## SET PROBLEM
Copy out each line exactly; pictures stay out of the copy.

── GIVEN INFORMATION ──

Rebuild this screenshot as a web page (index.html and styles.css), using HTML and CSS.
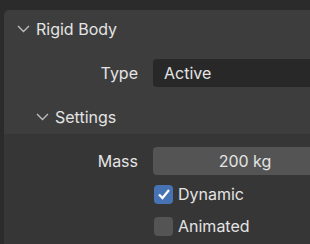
FILE: index.html
```html
<!DOCTYPE html>
<html lang="en">
    <head>
        <meta charset="UTF-8">
        <title>Rigid Body</title>
        <link rel="stylesheet" href="styles.css">
    </head>
    <body>
        <div class="panel">
            <div class="head">
                <svg class="chev" width="13" height="8" viewBox="0 0 13 8"><path d="M1 1 L6.5 6.5 L12 1" fill="none" stroke="#bdbdbd" stroke-width="1.4"/></svg>
                <span>Rigid Body</span>
            </div>
            <div class="row typerow">
                <label>Type</label>
                <div class="menu">Active</div>
            </div>
            <div class="sub">
                <div class="subhead">
                    <svg class="chev" width="13" height="8" viewBox="0 0 13 8"><path d="M1 1 L6.5 6.5 L12 1" fill="none" stroke="#bdbdbd" stroke-width="1.4"/></svg>
                    <span>Settings</span>
                </div>
                <div class="subbody">
                    <div class="row">
                        <label>Mass</label>
                        <div class="num">200 kg</div>
                    </div>
                    <div class="row check first">
                        <label></label>
                        <div class="cb on"><svg width="14" height="12" viewBox="0 0 14 12"><path d="M2 6.5 L5.5 10 L12 2" fill="none" stroke="#fff" stroke-width="2.2"/></svg></div>
                        <span>Dynamic</span>
                    </div>
                    <div class="row check">
                        <label></label>
                        <div class="cb"></div>
                        <span>Animated</span>
                    </div>
                </div>
            </div>
        </div>
    </body>
</html>
```
FILE: styles.css
```css
*{
    padding: 0;
    margin: 0;
    box-sizing: border-box;
}
body{
    background: #2b2b2b;
    font-family: Inter, "DejaVu Sans", sans-serif;
    font-size: 16px;
    color: #e4e4e4;
    width: 310px;
    height: 244px;
    overflow: hidden;
}
.panel{
    margin: 10px 0 0 4px;
    width: 306px;
    background: #3d3d3d;
    border-radius: 5px 0 0 0;
}
.head{
    height: 38px;
    display: flex;
    align-items: center;
    padding-left: 13px;
}
.head .chev{
    margin-right: 6px;
}
.row{
    display: grid;
    grid-template-columns: 134px 157px;
    column-gap: 15px;
    align-items: center;
}
.row label{
    text-align: right;
}
.typerow{
    margin-top: 11px;
}
.menu{
    height: 28px;
    line-height: 28px;
    background: #282828;
    border-radius: 4px 0 0 4px;
    padding-left: 11px;
}
.sub{
    margin-top: 13px;
}
.subhead{
    height: 34px;
    display: flex;
    align-items: center;
    padding-left: 32px;
}
.subhead .chev{
    margin-right: 6px;
}
.subbody{
    background: #363636;
    padding: 13px 0 2px;
}
.num{
    height: 28px;
    line-height: 28px;
    background: #545454;
    border-radius: 4px 0 0 4px;
    text-align: center;
    padding-left: 27px;
}
.check{
    grid-template-columns: 134px 19px auto;
    height: 32px;
}
.check.first{
    margin-top: 3px;
}
.check span{
    margin-left: -9px;
}
.cb{
    width: 19px;
    height: 19px;
    border-radius: 4px;
    background: #545454;
    margin-left: 1px;
    display: flex;
    align-items: center;
    justify-content: center;
}
.cb.on{
    background: #4772b3;
}
```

───

## ANSWER TO THIS EXERCISE
Rebuild this screenshot as a web page (index.html and styles.css), using HTML and CSS.
FILE: index.html
```html
<!DOCTYPE html>
<html lang="en">
    <head>
        <meta charset="UTF-8">
        <title>Rigid Body</title>
        <link rel="stylesheet" href="styles.css">
    </head>
    <body>
        <div class="panel">
            <div class="head">
                <svg class="chev" width="13" height="8" viewBox="0 0 13 8"><path d="M1 1 L6.5 6.5 L12 1" fill="none" stroke="#bdbdbd" stroke-width="1.4"/></svg>
                <span>Rigid Body</span>
            </div>
            <div class="row typerow">
                <label>Type</label>
                <div class="menu">Active</div>
            </div>
            <div class="sub">
                <div class="subhead">
                    <svg class="chev" width="13" height="8" viewBox="0 0 13 8"><path d="M1 1 L6.5 6.5 L12 1" fill="none" stroke="#bdbdbd" stroke-width="1.4"/></svg>
                    <span>Settings</span>
                </div>
                <div class="subbody">
                    <div class="row">
                        <label>Mass</label>
                        <div class="num">200 kg</div>
                    </div>
                    <div class="row check first">
                        <label></label>
                        <div class="cb on"><svg width="14" height="12" viewBox="0 0 14 12"><path d="M2 6.5 L5.5 10 L12 2" fill="none" stroke="#fff" stroke-width="2.2"/></svg></div>
                        <span>Dynamic</span>
                    </div>
                    <div class="row check">
                        <label></label>
                        <div class="cb"></div>
                        <span>Animated</span>
                    </div>
                </div>
            </div>
        </div>
    </body>
</html>
```
FILE: styles.css
```css
*{
    padding: 0;
    margin: 0;
    box-sizing: border-box;
}
body{
    background: #2b2b2b;
    font-family: Inter, "DejaVu Sans", sans-serif;
    font-size: 16px;
    color: #e4e4e4;
    width: 310px;
    height: 244px;
    overflow: hidden;
}
.panel{
    margin: 10px 0 0 4px;
    width: 306px;
    background: #3d3d3d;
    border-radius: 5px 0 0 0;
}
.head{
    height: 38px;
    display: flex;
    align-items: center;
    padding-left: 13px;
}
.head .chev{
    margin-right: 6px;
}
.row{
    display: grid;
    grid-template-columns: 134px 157px;
    column-gap: 15px;
    align-items: center;
}
.row label{
    text-align: right;
}
.typerow{
    margin-top: 11px;
}
.menu{
    height: 28px;
    line-height: 28px;
    background: #282828;
    border-radius: 4px 0 0 4px;
    padding-left: 11px;
}
.sub{
    margin-top: 13px;
}
.subhead{
    height: 34px;
    display: flex;
    align-items: center;
    padding-left: 32px;
}
.subhead .chev{
    margin-right: 6px;
}
.subbody{
    background: #363636;
    padding: 13px 0 2px;
}
.num{
    height: 28px;
    line-height: 28px;
    background: #545454;
    border-radius: 4px 0 0 4px;
    text-align: center;
    padding-left: 27px;
}
.check{
    grid-template-columns: 134px 19px auto;
    height: 32px;
}
.check.first{
    margin-top: 3px;
}
.check span{
    margin-left: -9px;
}
.cb{
    width: 19px;
    height: 19px;
    border-radius: 4px;
    background: #545454;
    margin-left: 1px;
    display: flex;
    align-items: center;
    justify-content: center;
}
.cb.on{
    background: #4772b3;
}
```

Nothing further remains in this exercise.